As per Lawkidunya, In Pakistan, the Sales Tax Act, 1990, is the primary legislation governing sales tax. The Act imposes a tax on the sale and supply of goods and services, as well as on imported goods. Here are the key aspects of sales tax rules and acts in Pakistan:
Scope of Sales Tax
– Sales tax applies to all goods, except those exempted under Section 13 of the Sales Tax Act, 1990.
– Services are also subject to sales tax, with certain exceptions.
Registration
– Every person making a taxable supply in Pakistan must be registered under the Sales Tax Act.
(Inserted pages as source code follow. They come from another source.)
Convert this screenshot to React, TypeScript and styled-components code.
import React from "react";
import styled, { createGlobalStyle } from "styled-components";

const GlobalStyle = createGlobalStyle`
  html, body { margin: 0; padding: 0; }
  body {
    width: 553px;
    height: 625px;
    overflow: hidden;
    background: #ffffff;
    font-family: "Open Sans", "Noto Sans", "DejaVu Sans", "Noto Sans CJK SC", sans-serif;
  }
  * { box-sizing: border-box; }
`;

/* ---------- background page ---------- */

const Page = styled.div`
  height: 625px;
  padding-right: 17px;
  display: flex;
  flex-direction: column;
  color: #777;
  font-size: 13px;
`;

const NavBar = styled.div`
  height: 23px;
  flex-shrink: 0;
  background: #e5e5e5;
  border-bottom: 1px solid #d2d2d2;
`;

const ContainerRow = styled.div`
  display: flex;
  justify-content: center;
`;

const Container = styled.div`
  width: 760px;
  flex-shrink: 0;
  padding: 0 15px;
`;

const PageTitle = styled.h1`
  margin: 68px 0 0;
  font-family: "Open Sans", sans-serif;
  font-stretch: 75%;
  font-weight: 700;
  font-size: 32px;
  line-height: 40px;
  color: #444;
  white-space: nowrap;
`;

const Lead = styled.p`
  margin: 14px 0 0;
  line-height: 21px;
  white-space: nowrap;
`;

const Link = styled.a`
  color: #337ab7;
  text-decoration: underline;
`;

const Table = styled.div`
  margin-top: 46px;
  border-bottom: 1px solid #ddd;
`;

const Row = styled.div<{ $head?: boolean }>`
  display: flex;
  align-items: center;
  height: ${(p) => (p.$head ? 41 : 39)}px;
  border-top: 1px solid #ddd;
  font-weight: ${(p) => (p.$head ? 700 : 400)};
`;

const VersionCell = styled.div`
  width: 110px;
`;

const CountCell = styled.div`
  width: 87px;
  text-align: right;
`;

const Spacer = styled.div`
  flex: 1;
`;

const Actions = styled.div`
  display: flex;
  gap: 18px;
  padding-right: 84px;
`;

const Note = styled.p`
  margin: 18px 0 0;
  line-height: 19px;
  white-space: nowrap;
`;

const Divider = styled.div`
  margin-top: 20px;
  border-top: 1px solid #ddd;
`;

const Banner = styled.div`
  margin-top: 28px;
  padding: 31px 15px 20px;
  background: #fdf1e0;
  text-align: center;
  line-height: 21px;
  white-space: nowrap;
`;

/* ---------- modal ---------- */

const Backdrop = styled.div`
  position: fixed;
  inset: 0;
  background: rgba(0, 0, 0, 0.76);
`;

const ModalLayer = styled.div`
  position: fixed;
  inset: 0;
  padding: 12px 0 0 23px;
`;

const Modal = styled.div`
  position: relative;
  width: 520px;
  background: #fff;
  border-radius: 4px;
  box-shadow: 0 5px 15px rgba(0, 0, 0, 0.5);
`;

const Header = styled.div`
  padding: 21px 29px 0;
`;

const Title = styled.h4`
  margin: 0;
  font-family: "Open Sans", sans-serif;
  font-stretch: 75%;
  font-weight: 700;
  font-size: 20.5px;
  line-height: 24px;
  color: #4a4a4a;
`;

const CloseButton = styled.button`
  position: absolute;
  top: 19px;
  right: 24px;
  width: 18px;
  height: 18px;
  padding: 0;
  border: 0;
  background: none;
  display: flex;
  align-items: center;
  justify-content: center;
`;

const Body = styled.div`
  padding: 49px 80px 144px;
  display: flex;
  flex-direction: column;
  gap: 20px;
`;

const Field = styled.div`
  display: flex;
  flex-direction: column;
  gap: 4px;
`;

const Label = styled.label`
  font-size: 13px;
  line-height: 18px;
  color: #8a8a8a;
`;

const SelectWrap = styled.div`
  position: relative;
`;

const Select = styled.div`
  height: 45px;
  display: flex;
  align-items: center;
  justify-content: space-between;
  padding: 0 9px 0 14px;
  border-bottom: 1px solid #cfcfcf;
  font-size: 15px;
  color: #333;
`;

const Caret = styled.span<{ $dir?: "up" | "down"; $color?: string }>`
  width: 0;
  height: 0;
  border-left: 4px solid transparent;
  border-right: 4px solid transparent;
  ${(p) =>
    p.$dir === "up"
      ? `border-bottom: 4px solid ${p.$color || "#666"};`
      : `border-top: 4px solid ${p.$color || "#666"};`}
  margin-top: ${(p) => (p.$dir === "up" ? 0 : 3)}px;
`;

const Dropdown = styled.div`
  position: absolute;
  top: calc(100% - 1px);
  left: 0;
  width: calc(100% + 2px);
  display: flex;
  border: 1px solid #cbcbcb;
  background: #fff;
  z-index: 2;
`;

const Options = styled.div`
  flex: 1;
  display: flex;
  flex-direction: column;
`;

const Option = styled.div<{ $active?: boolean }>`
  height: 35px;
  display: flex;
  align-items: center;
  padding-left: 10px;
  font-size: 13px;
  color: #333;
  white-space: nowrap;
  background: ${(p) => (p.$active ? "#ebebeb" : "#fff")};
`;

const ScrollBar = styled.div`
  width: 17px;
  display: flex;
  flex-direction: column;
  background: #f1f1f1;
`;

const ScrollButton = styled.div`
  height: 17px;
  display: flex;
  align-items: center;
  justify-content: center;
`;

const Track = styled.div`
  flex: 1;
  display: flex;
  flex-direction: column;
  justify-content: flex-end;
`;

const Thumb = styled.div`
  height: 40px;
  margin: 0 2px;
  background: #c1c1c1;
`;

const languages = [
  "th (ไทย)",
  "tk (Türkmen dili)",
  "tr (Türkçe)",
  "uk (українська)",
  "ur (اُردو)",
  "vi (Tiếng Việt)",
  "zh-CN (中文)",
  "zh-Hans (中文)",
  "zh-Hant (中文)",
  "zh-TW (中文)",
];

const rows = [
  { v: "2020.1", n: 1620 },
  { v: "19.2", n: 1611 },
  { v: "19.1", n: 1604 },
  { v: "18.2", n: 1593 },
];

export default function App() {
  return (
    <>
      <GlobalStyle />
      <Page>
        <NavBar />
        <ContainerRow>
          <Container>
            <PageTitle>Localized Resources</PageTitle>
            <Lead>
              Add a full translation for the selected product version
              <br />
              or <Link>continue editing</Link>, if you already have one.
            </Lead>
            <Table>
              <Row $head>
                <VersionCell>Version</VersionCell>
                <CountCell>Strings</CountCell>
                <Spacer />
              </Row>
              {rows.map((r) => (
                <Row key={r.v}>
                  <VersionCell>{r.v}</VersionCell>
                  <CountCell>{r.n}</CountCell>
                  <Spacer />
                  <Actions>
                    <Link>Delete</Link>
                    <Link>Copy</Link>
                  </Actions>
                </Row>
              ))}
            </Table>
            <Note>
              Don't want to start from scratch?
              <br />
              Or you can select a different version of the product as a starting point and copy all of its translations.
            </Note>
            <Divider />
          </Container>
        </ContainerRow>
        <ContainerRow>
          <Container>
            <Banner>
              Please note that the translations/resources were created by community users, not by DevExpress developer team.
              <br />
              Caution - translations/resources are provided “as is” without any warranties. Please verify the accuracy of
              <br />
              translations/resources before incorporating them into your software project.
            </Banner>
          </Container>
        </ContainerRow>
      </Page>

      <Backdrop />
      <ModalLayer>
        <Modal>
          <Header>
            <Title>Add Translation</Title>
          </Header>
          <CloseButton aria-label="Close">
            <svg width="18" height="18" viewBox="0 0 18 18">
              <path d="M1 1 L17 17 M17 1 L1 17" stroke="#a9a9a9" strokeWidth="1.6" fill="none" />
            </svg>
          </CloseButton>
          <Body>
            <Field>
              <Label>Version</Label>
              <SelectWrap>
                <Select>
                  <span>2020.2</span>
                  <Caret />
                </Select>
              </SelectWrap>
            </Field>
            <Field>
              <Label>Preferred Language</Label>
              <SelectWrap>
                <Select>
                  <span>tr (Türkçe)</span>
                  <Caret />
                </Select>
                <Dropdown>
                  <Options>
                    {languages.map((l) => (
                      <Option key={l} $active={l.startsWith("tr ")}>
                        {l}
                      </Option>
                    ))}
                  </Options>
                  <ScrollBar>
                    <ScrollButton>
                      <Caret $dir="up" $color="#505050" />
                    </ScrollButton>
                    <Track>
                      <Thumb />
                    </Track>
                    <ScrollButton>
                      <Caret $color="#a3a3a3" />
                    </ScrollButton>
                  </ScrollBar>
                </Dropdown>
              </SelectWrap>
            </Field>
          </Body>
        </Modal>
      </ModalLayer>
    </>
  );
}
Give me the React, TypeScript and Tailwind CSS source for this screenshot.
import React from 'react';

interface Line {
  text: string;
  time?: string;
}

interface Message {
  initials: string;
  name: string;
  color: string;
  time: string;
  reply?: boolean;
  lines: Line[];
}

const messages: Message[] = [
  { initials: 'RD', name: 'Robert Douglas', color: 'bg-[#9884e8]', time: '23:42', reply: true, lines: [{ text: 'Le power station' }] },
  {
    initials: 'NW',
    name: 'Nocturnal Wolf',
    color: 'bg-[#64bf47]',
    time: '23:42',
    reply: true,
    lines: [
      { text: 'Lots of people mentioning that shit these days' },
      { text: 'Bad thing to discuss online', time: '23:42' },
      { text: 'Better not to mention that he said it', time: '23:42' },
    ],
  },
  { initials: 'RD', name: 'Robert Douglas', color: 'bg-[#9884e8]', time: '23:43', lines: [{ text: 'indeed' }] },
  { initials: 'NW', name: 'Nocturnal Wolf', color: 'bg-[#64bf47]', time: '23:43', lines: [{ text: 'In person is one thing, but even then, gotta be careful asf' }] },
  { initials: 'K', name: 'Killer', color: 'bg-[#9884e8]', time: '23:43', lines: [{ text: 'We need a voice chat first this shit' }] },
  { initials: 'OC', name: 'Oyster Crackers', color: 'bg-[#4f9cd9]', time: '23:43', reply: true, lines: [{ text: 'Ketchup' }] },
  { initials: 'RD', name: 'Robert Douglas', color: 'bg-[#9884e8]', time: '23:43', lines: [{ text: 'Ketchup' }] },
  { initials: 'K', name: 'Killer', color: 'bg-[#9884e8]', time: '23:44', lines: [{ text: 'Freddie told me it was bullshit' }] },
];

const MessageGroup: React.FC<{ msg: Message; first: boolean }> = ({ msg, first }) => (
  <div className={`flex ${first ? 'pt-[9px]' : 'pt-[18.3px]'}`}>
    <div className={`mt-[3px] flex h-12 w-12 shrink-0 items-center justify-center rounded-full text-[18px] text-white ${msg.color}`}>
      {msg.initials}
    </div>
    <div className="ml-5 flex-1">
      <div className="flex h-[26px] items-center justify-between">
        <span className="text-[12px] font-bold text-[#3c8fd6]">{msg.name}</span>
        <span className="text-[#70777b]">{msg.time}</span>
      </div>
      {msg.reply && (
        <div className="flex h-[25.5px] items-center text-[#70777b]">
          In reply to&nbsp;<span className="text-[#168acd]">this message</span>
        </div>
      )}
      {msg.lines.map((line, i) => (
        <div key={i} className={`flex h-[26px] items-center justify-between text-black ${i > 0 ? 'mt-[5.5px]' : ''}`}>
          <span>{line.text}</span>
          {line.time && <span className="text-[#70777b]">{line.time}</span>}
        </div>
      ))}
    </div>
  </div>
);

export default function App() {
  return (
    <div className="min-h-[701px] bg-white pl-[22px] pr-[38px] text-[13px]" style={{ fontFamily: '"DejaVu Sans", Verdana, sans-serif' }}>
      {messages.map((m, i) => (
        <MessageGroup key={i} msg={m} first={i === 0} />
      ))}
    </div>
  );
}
– Manufacturers with a taxable turnover below Rs. 5 million and utility bills below Rs. 7 lac during the last 12 months are exempt from registration and payment of sales tax.
Rate of Sales Tax
– The standard rate of sales tax is 16% of the value of supplies.
– Certain items are chargeable to sales tax at 18.5% or 21% of the value of supplies.
Returns and Refunds
– Registered persons must file a return by the 15th of each month regarding the sales made in the last month.
– Refunds are available in cases where the input tax exceeds the output tax due to exports or other zero-rated supplies.
Additional Tax and Arrears
– Failure to pay tax within the specified time or claiming a tax credit or refund not admissible can result in additional tax.
– Arrears may arise from late or non-submission of returns, underpayment of tax, or disputes arising from audits or scrutiny.
Sales Tax Rules, 2006
– The Sales Tax Rules, 2006, provide detailed guidelines for the implementation of the Sales Tax Act, 1990.
– The rules cover aspects such as registration, returns, refunds, and penalties.